Supreme Court of Louisiana
Jan 10, 1949
38 So. 2d 249 (La. 1949)

Summary

In Sugar Field, the trial court had included interest in the judgment and, upon timely appeal, that judgment was affirmed.

Summary of this case from Wheelahan v. Wheelahan

Opinion

No. 38640.

December 13, 1948. Rehearing Denied January 10, 1949.

Appeal from Fourteenth Judicial District Court, Parish of Calcasieu; Mark C. Pickrell, Judge.

Suit by Sugar Field Oil Company, Inc., against Reese E. Carter and others to recover for services rendered in securing a purchaser for properties of the named defendant and for a preliminary injunction restraining defendant Frank L. Hereford, as trustee for the creditors of the named defendant from disbursing certain assets in his possession. From a judgment in favor of plaintiff and against defendant, Reese E. Carter and dismissing proceedings as to Frank L. Hereford, both plaintiff and defendant, Reese E. Carter appeal.

Judgment affirmed.

Clint L. Pierson and Fred G. Benton, both of Baton Rouge, for appellant.

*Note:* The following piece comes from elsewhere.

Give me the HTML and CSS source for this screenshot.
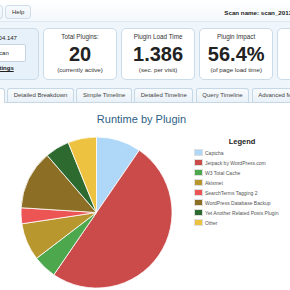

Moss Graham, of Lake Charles, for Frank L. Hereford, Creditor Trustee.

Liskow Lewis, of Lake Charles, for Defendants-Appellant Reese E. Carter and another.


The plaintiff instituted this suit against the defendants to recover a commission of $25,000 for alleged services rendered in securing a purchaser for the properties owned by the defendant Carter; and for a preliminary injunction restraining the other named defendant, Frank L. Hereford, the trustee for the creditors of Carter, from disbursing the assets in his possession. The district court maintained defendants' plea of prematurity, denied a preliminary injunction, and dismissed the suit. The plaintiff perfected appeals — devolutive from the refusal to grant the preliminary injunction, and suspensive from the dismissal of the suit.

On the original hearing in this Court ( 207 La. 453, 21 So.2d 495) the judgment of the district court was affirmed. On rehearing, however, that part only of the judgment relating to the exception of prematurity directed at the claim for a commission on a sale was affirmed, as no sale had been made, but the preliminary injunction was reinstated and the case was remanded for trial on the alternative prayer of the petition for recovery on the basis of quantum meruit, 207 La. 464, 21 So.2d 498.

After the case was remanded for trial on the merits, the district court rendered judgment in favor of plaintiff and against defendant Carter for the sum of $3750. This judgment was based on the district court's finding that out of the option Carter profited to the extent of $75,000, resulting from Jones' services in bringing the parties together, and that plaintiff should receive the usual brokerage commission of 5% of the option price under its claim for relief on quantum meruit. The proceedings against Hereford were dismissed.

From this judgment both the plaintiff and the defendant Carter have appealed.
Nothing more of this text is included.